Également très international mais plus soucieux des équilibres, le choix du patron de Michelin pour lui succéder devrait contribuer à apaiser le rapport de force. « Au lieu d’un chevalier kamikaze, les Japonais vont désormais avoir affaire à un négociateur diplomate, Jean-Dominique Senard étant un homme de compromis réputé pour avoir toujours été soucieux des gens, de l’emploi et des intérêts de chacun », conclut l’expert.

"Au lieu d'un chevalier kamikaze, les Japonais vont désormais avoir affaire à un négociateur diplomate"

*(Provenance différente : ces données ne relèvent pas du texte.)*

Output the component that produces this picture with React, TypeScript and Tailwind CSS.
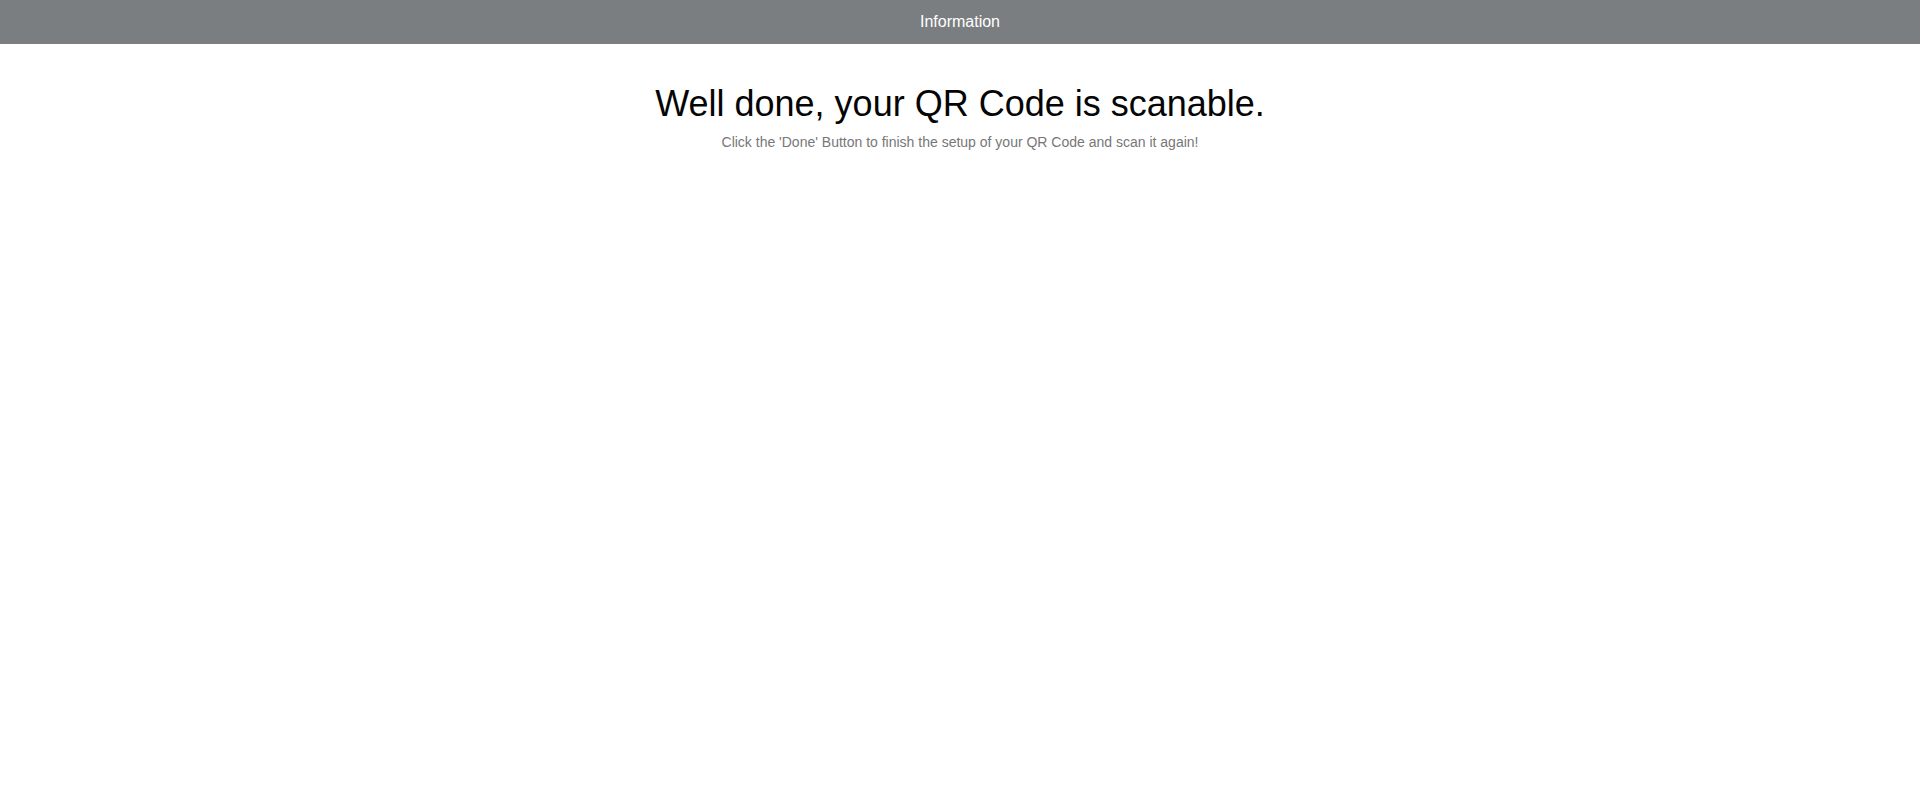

De quoi faire de lui un choix d’autant plus ­stratégique pour Renault qu’il sera complémentaire de Thierry Bolloré, idéal, en tant qu’ancien bras droit de Carlos Ghosn, pour assurer une forme de continuité à la tête de l’entreprise et se ­charger de la gestion quotidienne « alors que le nouveau président se concentrera sur l’avenir de l’Alliance tout en négociant la sortie de crise ». À savoir le procès de Carlos Ghosn mais aussi les répercussions du scandale sur la marque, son impact sur ses collaborateurs, son public… Un défi qui exigeait une personnalité capable de rassurer et de fédérer. De trancher, aussi. Ce que Jean-Dominique Senard pourrait être amené à faire dès ­l’assemblée générale des actionnaires prévue pour la mi-avril durant laquelle un nouveau ­président de Nissan devra être désigné et peut-être, comme ­Carlos Ghosn semblait l’envisager, Hiroto Saikawa ­définitivement remercié.